DIRECTIVE — Gather, from the data below, each line in which the word "draws" occurs.

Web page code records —

+ + + +

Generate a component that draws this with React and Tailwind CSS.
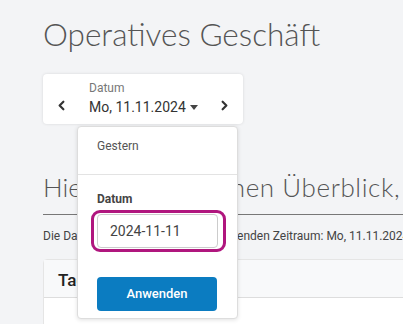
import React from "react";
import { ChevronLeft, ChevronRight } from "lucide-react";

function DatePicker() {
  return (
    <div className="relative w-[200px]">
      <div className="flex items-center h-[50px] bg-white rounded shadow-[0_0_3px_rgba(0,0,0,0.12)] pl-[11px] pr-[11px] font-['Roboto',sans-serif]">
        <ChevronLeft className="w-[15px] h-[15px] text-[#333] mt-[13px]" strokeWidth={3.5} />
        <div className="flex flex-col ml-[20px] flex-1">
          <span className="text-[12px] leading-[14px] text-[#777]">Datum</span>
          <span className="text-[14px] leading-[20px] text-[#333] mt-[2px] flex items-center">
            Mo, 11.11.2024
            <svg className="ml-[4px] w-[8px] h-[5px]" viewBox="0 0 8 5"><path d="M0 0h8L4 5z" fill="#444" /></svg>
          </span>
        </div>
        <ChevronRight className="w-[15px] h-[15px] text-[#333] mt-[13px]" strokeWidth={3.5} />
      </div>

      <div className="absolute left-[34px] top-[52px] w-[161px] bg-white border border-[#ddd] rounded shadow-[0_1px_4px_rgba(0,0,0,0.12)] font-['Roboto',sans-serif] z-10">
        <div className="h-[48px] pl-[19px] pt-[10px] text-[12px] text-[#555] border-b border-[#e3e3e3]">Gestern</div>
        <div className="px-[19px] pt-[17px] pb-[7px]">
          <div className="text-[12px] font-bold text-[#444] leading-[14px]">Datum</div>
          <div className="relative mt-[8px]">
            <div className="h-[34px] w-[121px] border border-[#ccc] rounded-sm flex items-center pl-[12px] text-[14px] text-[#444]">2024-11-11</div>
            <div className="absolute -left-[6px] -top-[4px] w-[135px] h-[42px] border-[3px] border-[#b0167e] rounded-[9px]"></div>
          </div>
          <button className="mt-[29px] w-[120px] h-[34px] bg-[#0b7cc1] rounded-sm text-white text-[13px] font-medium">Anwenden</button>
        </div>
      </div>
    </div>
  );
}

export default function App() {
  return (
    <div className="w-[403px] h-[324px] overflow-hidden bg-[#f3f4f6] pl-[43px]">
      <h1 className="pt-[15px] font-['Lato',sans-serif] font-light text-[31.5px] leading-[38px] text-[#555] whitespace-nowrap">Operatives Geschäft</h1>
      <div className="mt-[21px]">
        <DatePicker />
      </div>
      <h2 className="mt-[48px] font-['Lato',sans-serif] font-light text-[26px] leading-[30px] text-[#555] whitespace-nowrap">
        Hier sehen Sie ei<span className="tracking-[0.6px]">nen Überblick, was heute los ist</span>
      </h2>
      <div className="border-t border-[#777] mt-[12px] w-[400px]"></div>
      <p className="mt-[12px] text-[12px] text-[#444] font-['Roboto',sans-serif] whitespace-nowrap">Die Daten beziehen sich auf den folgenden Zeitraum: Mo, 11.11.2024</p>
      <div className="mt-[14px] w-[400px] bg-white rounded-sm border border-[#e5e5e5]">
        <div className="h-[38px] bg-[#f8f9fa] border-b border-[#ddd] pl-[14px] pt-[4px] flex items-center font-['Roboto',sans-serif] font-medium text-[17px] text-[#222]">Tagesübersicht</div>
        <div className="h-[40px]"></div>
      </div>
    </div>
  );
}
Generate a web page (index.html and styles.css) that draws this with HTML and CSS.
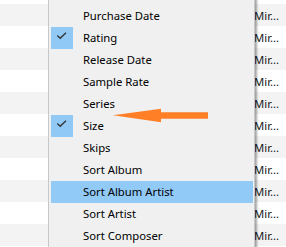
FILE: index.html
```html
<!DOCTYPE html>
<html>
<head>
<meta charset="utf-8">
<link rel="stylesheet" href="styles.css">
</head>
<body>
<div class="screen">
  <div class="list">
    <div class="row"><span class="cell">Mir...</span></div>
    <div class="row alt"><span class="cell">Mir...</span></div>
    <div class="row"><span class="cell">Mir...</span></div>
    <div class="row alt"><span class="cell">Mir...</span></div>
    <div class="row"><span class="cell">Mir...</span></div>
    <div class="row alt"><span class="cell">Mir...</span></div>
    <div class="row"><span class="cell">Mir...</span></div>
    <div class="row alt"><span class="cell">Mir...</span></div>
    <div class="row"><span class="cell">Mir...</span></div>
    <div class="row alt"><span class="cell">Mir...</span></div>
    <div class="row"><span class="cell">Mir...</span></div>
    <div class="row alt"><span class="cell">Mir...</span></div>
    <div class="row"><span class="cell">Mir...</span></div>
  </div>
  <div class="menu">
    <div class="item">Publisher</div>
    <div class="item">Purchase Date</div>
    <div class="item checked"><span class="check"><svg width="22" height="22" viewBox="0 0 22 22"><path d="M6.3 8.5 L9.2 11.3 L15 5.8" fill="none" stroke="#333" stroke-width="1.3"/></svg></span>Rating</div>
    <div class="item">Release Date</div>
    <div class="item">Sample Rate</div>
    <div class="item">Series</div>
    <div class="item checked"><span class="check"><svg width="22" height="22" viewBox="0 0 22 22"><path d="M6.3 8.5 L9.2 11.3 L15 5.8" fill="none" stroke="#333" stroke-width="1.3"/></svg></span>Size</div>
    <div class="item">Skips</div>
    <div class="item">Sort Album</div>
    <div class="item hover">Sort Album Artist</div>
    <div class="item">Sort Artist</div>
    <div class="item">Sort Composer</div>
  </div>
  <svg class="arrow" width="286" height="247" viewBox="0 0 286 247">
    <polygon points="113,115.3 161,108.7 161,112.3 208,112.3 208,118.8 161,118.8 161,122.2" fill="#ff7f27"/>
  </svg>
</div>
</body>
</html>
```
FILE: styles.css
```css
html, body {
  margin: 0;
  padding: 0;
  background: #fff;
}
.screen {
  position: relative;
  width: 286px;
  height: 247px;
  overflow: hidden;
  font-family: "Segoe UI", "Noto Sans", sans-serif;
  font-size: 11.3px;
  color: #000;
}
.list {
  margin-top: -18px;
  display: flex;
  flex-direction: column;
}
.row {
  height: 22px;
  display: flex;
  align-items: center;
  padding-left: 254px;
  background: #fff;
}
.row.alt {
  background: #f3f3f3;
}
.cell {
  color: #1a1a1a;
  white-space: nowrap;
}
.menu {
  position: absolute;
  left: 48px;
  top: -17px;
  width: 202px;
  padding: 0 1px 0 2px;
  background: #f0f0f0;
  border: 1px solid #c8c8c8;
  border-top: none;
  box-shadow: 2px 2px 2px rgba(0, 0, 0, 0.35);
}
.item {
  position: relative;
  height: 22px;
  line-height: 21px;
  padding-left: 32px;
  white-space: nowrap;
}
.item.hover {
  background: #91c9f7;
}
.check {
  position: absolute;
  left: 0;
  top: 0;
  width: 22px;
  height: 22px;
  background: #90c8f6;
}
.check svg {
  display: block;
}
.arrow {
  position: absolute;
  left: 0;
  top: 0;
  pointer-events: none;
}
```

+ + + +

COMPLETE RESPONSE —
Generate a component that draws this with React and Tailwind CSS.
Generate a web page (index.html and styles.css) that draws this with HTML and CSS.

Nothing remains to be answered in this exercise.